Goal » Every line that holds "with" should be shown.

* START Extracted material *

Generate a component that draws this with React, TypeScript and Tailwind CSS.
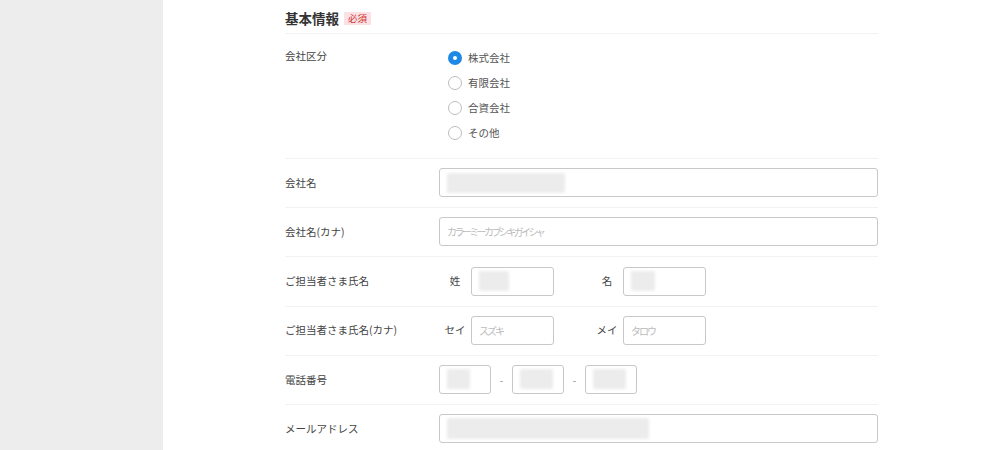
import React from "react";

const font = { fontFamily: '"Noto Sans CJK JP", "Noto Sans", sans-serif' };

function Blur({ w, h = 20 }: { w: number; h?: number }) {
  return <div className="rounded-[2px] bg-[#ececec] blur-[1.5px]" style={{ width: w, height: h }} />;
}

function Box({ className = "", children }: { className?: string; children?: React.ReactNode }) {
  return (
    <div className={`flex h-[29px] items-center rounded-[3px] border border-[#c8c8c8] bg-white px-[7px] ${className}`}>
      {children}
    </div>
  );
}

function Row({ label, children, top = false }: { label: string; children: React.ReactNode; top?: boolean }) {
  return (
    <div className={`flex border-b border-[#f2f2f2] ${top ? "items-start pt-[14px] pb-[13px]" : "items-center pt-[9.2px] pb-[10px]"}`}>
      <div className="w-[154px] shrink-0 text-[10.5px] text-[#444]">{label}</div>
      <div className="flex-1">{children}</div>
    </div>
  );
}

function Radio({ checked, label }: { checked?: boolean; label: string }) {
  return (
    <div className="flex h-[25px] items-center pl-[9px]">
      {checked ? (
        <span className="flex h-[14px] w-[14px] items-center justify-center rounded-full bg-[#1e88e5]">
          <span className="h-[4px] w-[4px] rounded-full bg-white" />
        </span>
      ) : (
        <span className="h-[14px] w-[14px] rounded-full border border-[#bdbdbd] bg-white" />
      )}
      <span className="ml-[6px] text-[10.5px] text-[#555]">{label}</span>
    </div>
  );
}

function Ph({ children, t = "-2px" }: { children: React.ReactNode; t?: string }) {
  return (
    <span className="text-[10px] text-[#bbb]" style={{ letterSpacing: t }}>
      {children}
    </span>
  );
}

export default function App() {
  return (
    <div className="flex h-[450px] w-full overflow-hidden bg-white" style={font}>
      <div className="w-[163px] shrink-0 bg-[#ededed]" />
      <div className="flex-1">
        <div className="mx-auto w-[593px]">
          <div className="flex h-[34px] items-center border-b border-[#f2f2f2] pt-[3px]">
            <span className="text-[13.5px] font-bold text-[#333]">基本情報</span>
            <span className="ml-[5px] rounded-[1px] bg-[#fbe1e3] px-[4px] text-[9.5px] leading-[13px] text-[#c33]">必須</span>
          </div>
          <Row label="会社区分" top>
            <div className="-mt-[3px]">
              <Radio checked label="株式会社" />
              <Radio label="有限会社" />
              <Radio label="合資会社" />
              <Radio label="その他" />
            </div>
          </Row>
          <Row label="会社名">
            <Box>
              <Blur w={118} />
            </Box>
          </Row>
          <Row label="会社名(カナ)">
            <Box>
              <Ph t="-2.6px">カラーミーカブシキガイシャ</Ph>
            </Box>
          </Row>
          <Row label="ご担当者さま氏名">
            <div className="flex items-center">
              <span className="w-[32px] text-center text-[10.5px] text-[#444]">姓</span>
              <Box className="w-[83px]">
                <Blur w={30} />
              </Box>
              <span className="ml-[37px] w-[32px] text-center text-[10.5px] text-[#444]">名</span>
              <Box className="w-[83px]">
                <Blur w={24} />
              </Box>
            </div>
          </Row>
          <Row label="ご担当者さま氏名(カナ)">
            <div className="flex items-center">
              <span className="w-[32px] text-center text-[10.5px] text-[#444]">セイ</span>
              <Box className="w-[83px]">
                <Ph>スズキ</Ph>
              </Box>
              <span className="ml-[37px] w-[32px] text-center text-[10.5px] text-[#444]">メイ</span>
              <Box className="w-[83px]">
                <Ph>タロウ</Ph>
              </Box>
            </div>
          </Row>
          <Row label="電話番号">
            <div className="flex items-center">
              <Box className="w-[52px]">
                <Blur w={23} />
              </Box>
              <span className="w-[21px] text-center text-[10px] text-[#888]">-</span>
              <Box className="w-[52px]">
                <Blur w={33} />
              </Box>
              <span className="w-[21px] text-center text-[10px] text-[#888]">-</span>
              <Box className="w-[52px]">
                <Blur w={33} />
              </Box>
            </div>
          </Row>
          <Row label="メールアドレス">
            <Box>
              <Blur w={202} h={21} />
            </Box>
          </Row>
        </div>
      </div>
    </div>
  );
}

* END Extracted material *
* START Extracted material *

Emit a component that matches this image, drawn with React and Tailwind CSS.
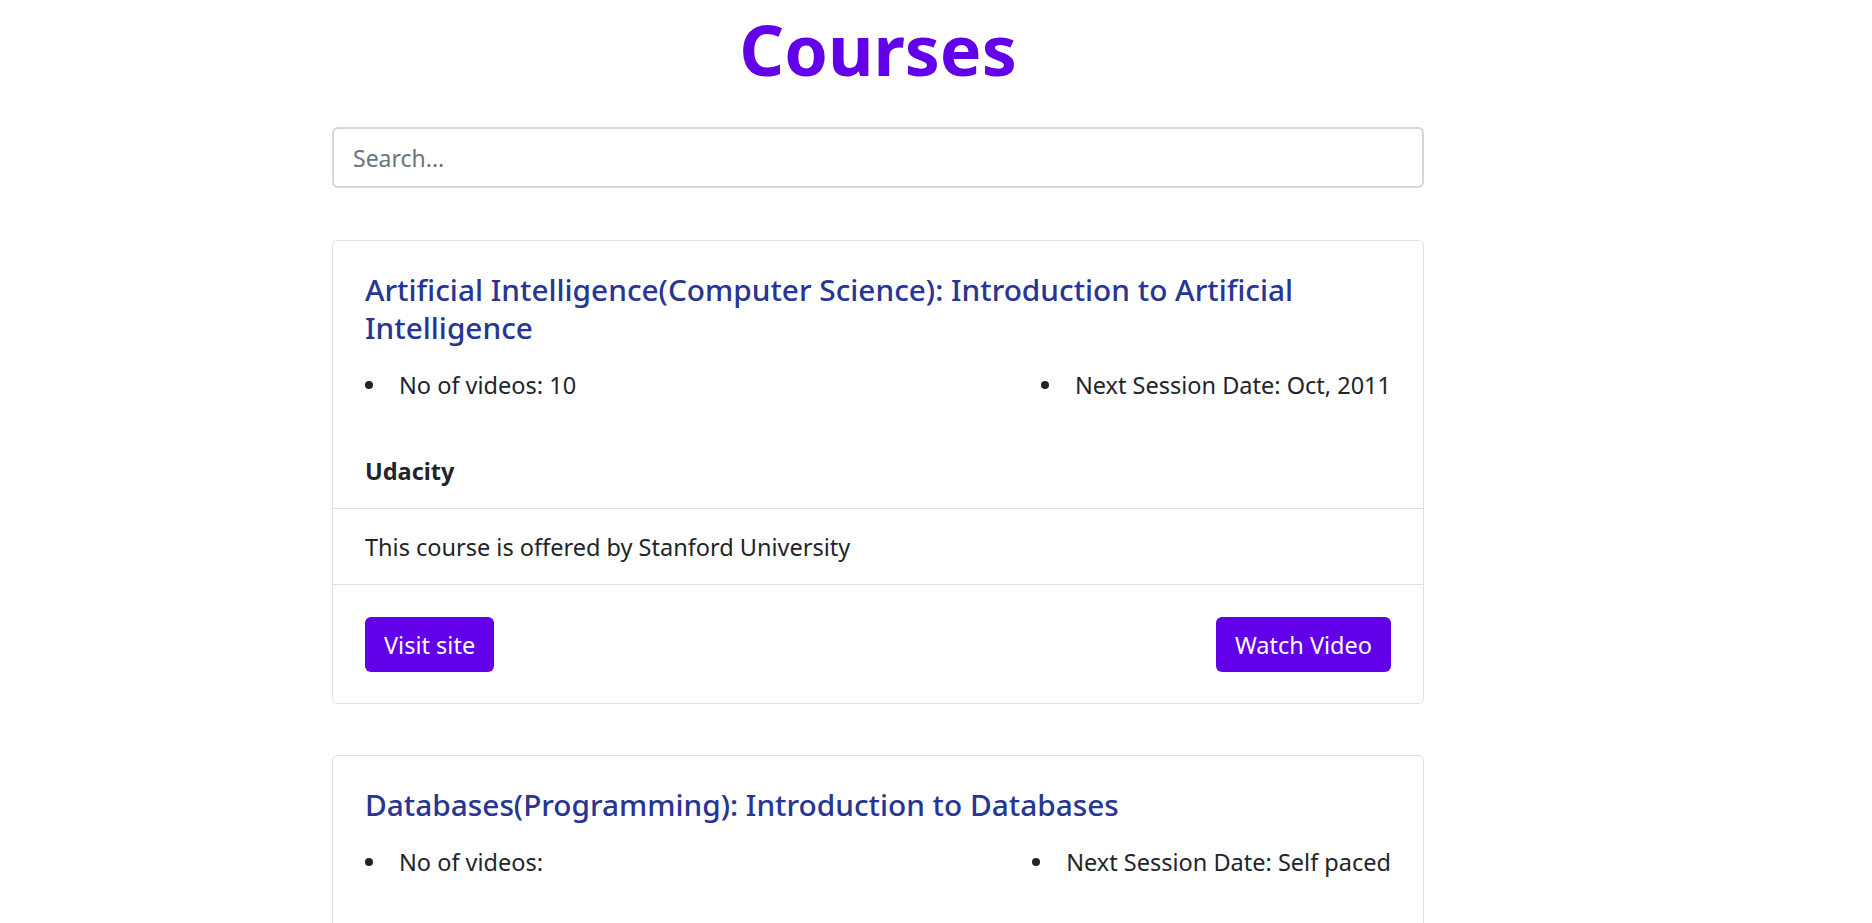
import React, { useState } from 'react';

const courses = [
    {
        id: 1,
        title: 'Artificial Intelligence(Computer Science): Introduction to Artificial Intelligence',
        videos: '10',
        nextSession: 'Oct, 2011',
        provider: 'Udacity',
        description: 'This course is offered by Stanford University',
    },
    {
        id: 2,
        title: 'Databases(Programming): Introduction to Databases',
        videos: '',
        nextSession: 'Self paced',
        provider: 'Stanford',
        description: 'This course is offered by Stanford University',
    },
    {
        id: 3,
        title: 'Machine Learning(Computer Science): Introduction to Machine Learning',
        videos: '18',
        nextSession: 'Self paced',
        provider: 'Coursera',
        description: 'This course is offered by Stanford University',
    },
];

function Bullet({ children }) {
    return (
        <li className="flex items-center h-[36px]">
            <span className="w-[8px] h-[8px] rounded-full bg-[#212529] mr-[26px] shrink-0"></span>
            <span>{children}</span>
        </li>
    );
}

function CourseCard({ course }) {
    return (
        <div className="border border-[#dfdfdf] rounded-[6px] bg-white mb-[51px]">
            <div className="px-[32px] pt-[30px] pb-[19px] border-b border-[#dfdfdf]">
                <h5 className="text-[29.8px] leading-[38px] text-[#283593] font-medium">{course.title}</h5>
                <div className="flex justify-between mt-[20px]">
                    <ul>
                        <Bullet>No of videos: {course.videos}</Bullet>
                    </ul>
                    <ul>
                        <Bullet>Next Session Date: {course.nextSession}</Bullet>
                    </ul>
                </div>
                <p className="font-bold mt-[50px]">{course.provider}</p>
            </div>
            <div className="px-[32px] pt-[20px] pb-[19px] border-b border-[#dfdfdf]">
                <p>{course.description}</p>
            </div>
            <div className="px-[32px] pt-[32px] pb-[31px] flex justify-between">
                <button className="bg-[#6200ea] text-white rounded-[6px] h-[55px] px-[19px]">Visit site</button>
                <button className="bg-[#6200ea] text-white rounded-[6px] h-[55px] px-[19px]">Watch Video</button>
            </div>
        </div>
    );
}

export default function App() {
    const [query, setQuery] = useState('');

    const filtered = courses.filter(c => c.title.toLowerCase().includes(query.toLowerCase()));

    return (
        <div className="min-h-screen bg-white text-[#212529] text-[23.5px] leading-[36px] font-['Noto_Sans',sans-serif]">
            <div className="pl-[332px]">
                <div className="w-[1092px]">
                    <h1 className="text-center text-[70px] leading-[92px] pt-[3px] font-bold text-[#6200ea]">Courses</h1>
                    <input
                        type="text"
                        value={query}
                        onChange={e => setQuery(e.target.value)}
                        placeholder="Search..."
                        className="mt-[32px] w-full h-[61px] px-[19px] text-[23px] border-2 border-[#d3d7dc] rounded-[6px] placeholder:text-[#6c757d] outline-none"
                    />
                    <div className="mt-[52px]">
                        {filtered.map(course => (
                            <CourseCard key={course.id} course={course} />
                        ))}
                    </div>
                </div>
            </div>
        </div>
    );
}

* END Extracted material *
* START Extracted material *

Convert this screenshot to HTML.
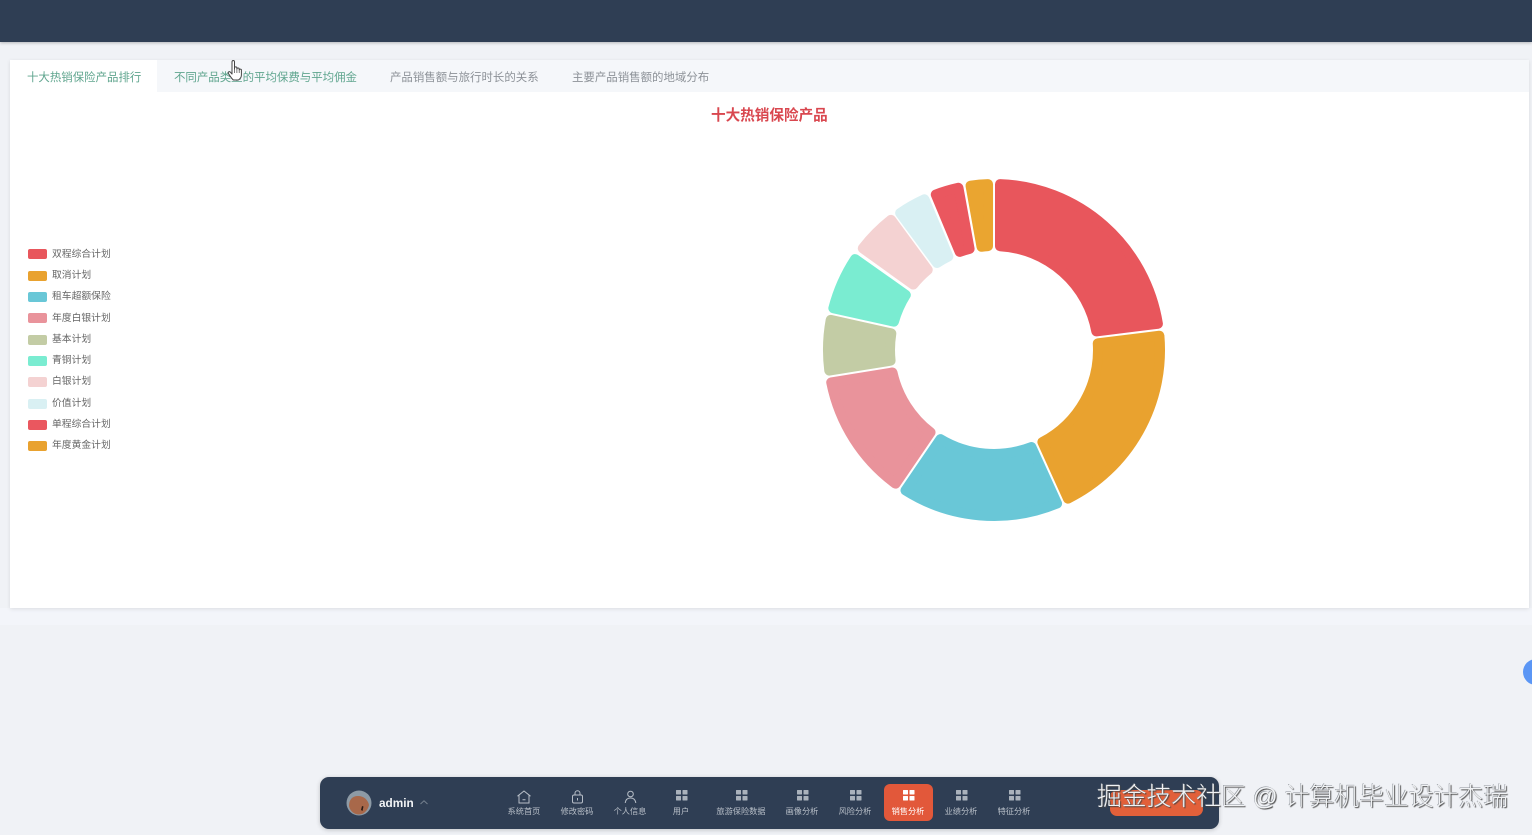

* END Extracted material *

Answer to the problem »
Generate a component that draws this with React, TypeScript and Tailwind CSS.
Emit a component that matches this image, drawn with React and Tailwind CSS.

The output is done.